CIC thus has the means to target two categories of what CIC perceives to be an abuse of the sponsored partner PR process:
-- those couples who pretended to be in a genuine relationship, to facilitate the obtaining of status for the sponsored person (motives vary, from tit-for-tat family/friend arrangements, in order to get extended family members PR status, to an outright money motive, money paid to facilitate obtaining PR status); if CIC learns a couple is not actually cohabitating shortly after the sponsored person arrives in Canada, CIC has the condition it can enforce, and does not need to prove there was actual fraud of this sort or even an actual marriage of convenience.
-- the sponsored partner did not enter the relationship in good faith, but was using the relationship only to gain PR status; the victimized sponsor, in this situation, only needs to notify CIC that the sponsored partner soon left the relationship after arriving in Canada, and again CIC does not need to prove that the sponsored partner's reason for entering the relationship was to obtain PR status.

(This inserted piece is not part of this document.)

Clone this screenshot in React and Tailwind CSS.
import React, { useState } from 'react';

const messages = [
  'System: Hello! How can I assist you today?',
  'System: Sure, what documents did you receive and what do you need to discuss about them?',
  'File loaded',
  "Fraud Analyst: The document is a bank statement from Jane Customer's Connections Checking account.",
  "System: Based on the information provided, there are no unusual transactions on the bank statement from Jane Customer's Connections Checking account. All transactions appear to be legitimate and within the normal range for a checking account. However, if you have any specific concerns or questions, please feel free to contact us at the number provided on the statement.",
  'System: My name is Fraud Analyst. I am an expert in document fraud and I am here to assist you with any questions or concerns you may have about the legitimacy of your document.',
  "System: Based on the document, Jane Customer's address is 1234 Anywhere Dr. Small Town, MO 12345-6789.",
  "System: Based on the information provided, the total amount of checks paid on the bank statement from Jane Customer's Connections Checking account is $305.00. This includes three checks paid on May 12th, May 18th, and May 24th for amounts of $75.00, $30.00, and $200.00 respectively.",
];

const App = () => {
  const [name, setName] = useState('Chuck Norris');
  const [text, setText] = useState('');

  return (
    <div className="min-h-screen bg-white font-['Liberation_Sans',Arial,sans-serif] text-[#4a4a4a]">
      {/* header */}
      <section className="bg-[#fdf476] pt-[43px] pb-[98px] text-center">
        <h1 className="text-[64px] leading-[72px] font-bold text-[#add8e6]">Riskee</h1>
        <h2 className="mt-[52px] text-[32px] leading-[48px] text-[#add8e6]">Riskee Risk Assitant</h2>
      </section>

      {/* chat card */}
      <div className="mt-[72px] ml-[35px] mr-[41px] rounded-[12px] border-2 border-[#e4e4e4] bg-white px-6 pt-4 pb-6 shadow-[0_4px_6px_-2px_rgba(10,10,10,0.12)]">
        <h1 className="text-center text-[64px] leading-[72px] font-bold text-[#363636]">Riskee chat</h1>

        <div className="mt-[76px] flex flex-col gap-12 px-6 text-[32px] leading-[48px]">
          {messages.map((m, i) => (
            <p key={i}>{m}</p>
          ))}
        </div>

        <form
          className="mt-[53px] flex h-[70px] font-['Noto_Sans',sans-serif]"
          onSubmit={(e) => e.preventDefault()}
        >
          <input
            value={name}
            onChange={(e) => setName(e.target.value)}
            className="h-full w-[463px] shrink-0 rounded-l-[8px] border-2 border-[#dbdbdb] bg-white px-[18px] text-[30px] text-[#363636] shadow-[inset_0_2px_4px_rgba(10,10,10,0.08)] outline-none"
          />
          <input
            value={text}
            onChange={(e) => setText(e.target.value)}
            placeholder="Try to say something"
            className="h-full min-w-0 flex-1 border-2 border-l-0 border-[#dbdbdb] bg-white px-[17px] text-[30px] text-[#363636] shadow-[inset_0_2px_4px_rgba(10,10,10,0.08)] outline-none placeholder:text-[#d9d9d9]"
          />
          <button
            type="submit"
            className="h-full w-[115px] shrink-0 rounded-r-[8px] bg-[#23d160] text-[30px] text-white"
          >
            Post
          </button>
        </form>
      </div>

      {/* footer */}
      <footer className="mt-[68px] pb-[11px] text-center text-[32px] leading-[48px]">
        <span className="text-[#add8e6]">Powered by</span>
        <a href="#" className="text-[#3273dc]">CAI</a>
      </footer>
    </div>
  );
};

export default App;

If there was some suggestion in the OP's query that the OP was the victim of a marriage of convenience, that would explain why the question is being asked. The absence of this, in contrast to the obvious concern about financial consequences, at least raises the question.
There is a strong argument to be made that if a sponsoring spouse
reminds the sponsored spouse that a failure to reconcile and continue to cohabitate can result in the loss of PR status, that is
evidence of abuse. The implication is all too obvious: concede or I will have your PR status taken away. Combine that with an implication that, as a result, a very young child will be deprived of ready access to one of the child's parents (even if that is not about depriving the sponsored parent access, but about withholding the child's ready access to the sponsoring parent -- every good parent knows that no matter how much apart the parents become, the child's best interest is to have
both parents involved in the child's life), there should be little doubt as to the threatening nature of this, which would be textbook abuse.

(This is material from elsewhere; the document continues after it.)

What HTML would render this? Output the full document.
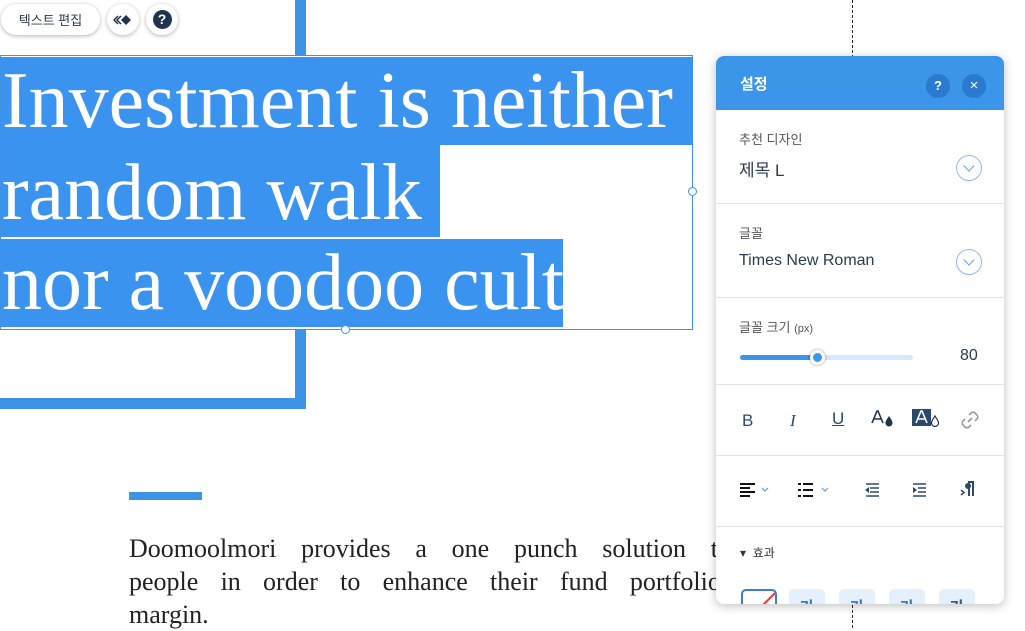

This is way, way too common to simply overlook when the sort of question raised here is made. Again, I say this without making any judgment as to whether there is any evidence of such abuse here. But it is also not clear whether there is or isn't an implicit threat here.
Which leads to the post by
eileenf.
The above quote was in response to this:
The suggestion by
eileenf appropriately reflects no judgment but highlights the importance of considering the impact on the young child involved and that, in these matters,
the advice of a settlement worker or an immigration lawyer is highly advisable, for many reasons, including interjecting an objective perspective into weighing a person's options.
And this suggestion was particular appropriate given that the OP is explicitly asking what the OP "should do?" (See topic title after all.) Consult with a settlement worker or lawyer is about as good an answer as anyone can offer.
In contrast, the fact that this query was so focused on the potential negative impact on the (at least temporarily) estranged spouse, and really is not at all about the OP's own status . . . except perhaps the OP's potential liability for support . . . or about the child's status, suggests that the observations posted by
david1697 were indeed appropriate.
Just FYI, you keep wondering why I am asking this question - I ask because I want to abide by the law, and I don't want to risk my wife's PR status. I want to work it all out, but I don't want to risk her losing her PR. That's it, not because of anything else.